Despite these and other scathing comments from colorful characters across nineteenth-century Wyoming, writers for Laramie newspapers specifically differ quite a bit in their tone while addressing prostitution as an institution. While a writer for the Semi-Weekly Boomerang comments matter-of-factly on November 5, 1900 that “there are now about 200 regularly licensed houses of prostitution in the city [of Manila]” (page 6) and in the title of the same article notes that "Houses of Prostitution [were] Recognized, Inspected, and Licensed by United States Army Officers in the Philippines” (page 6), another writer almost a quarter-century earlier, in an issue of the Laramie Daily Sentinel dated April 27, 1876 (page 1), expresses puzzlement, observing, “How to put an end to prostitution is a problem not easy to solve.”
While a writer from The Cheyenne Daily News expresses concern on December 4, 1874 (page 2) that “women … were bought in China, brought to this country, and sold for purposes of prostitution,” invoking as evidence “several original bills of sale,” Dr. Anne Butler’s research reveals that most prostitutes in nineteenth-century Wyoming were in fact born in the United States.
Specifically, Butler explains,
White prostitution in Wyoming reflected this fact. Of 724 prostitutes identified in the territory between 1865 and 1885, the ethnic origins and birthplace of 506 remained obscure, a comment upon the invisibility of prostitute populations. From among the 218 whose birth locations could be given, 153 were born in the United States. Of these, 107, or slightly more than 64% of the prostitutes of known origins in Wyoming, or native born white Americans. The largest volume of immigrants arrived, respectively, from Ireland, Prussia, England, and France. Canada, Scotland, Switzerland, and Denmark sent in an insignificant number of representatives. (Butler 13-14)
Going on to say that the Irish were particularly good candidates for prostitution in the American West, because they had “generations of social malaise to condition them” (Butler 14), she adds that establishing the average age for a nineteenth-century prostitute’s entry into the profession is far more difficult. However, as she puts it,
Prostitution employed young women. The prime years came between the ages of 15 and 30. After 30, although some prostitutes lingered on, many looked for employment and related fields; manager for one or two younger women, saloon operator, or abortionist figure among the most common choices. (Butler 16)
Going further, Butler describes how the military’s mismanagement of American Indian reservations, which caused famine conditions for the tribes forced into residence there, led to prostitution by Indian women, “driven by [their] need to survive infrastructure founded on the genocide of Indigenous tribes, beginning with the extraction of mineral wealth from their land” (Hansen 84). In other words, the institution of prostitution thrived in and around nineteenth-century Laramie, and it encapsulated and enthralled every segment of the frontier population. And as I write in my English Masters thesis, “the primacy of industry with its extractive interests, coupled with isolation and few other options for survival, led to sex workers constellating around industrial workers on the American frontier” (Hansen 83).
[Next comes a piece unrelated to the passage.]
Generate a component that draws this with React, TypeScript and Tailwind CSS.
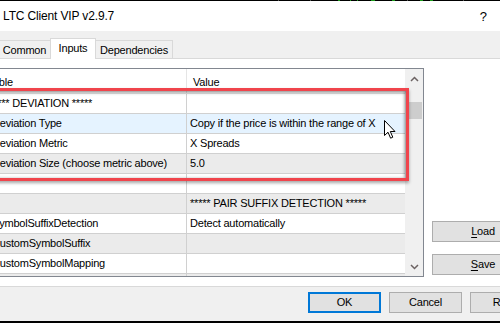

“Numerous factors contributed to the development of a female labor force on the frontier. American society championed the notion of the protected, virtuous woman as the guardian of morals and values. Despite these ideals, many American women faced a life that necessitated they find employment. Within the working world, women found that few jobs awaited them, and the existing ones offered less than lucrative pay. These problems enlarged in a frontier environment that catered to masculine workers. Here women desired not only employment but some of the boom profits attached to the burgeoning frontier enterprises. From this combination of elements, a substantial prostitute population emerged on the American frontier.”
— Anne Butler, Daughters of Joy, Sisters of Misery: Prostitutes in the American West, 1865-90 (Champaign: University of Illinois Press, 1987), the quotation is from 16.
Conclusions:
Sex workers constellated around industry and military personnel. Brothel madams also donated large sums of money to fund public infrastructure in Laramie. According to the Albany County Historical Society (ACHS)’s website, recipients of these generous donations from brothel madams included not only the the Police Athletic League, established by former police chief Barney Deti “to keep teenage boys out of trouble,” but also toward the construction of the War Memorial Fieldhouse at the University of Wyoming. In fact, the notorious second story brothels kept many other businesses afloat from the late nineteenth century to the 1950s, when the brothels were forced to close up shop for good, not to mention the fact that brothel madams and prostitutes were frequently ordered to pay (usually monthly) fines, which as the writer at the ACHS also argues, became de facto business licenses.
Prostitution in and around Laramie, much like in many other American Western boom towns, was outlawed on the books yet tacitly regulated and tolerated for the gratification of agents of industry and the armed forces.
While doing research for this project, I discovered that attempting a tracing of nineteenth-century prostitution was much easier when done through the lives of brothel and hog house madams, rather than through the lives of prostitutes themselves, because madams either kept their own records or had their various business purchases (inventory) incorporated into Laramie City records, as a matter of course. However, in order to properly understand the nature of nineteenth-century prostitution, it is also imperative that we understand how many brothel madams ascended as women in a world of male enterpreneurship, often following lives of prostitution themselves, to the ranks of the property owning class. This same paradigm applied to prostitutes, who as Anne Butler writes, faced frontier workers “with a thin appreciation for the women of their own class and unimpressed with nineteenth-century values about the gentility and protection for women,” who “readily expected the females of their own social background to hawk for them the one commodity the women possessed” (Butler 35).
This in effect placed targets on madams’ and prostitutes’ backs, as the allure of their potential estates often took precedent over their potential allure as romantic partners. These dynamics often made the prostitutes’ and madams’ attempts at forming authentic relationships with those positioned outside of their business lives, and even their own coworkers, incredibly difficult.
3. Given these findings, I conclude that the infrastructures of the American West were not only built on the backs of industry workers, but also through the energies of sex workers and the entrepreneurial enterprises of madams. For not only did they perform what Dr. Heather Berg at the University of Washington-St. Louis calls “authenticity work” (Berg 2021), providing companionship primarily to isolated industry workers on the American frontier, but also they contributed valuable income to Laramie businesses and institutions that may not have survived without that money, making invaluable contributions to Laramie City. In fact, without their contributions, Laramie as we know it may have never survived the nineteenth century, becoming just another ghost town (think of all the Wyoming and American Western towns that met this precise fate), while the University of Wyoming may have needed to move to Cheyenne in order to survive as an institution. Without adequate business and cash flow, in other words, a nineteenth-century town would never have survived to support either future business opportunities or educational institutions.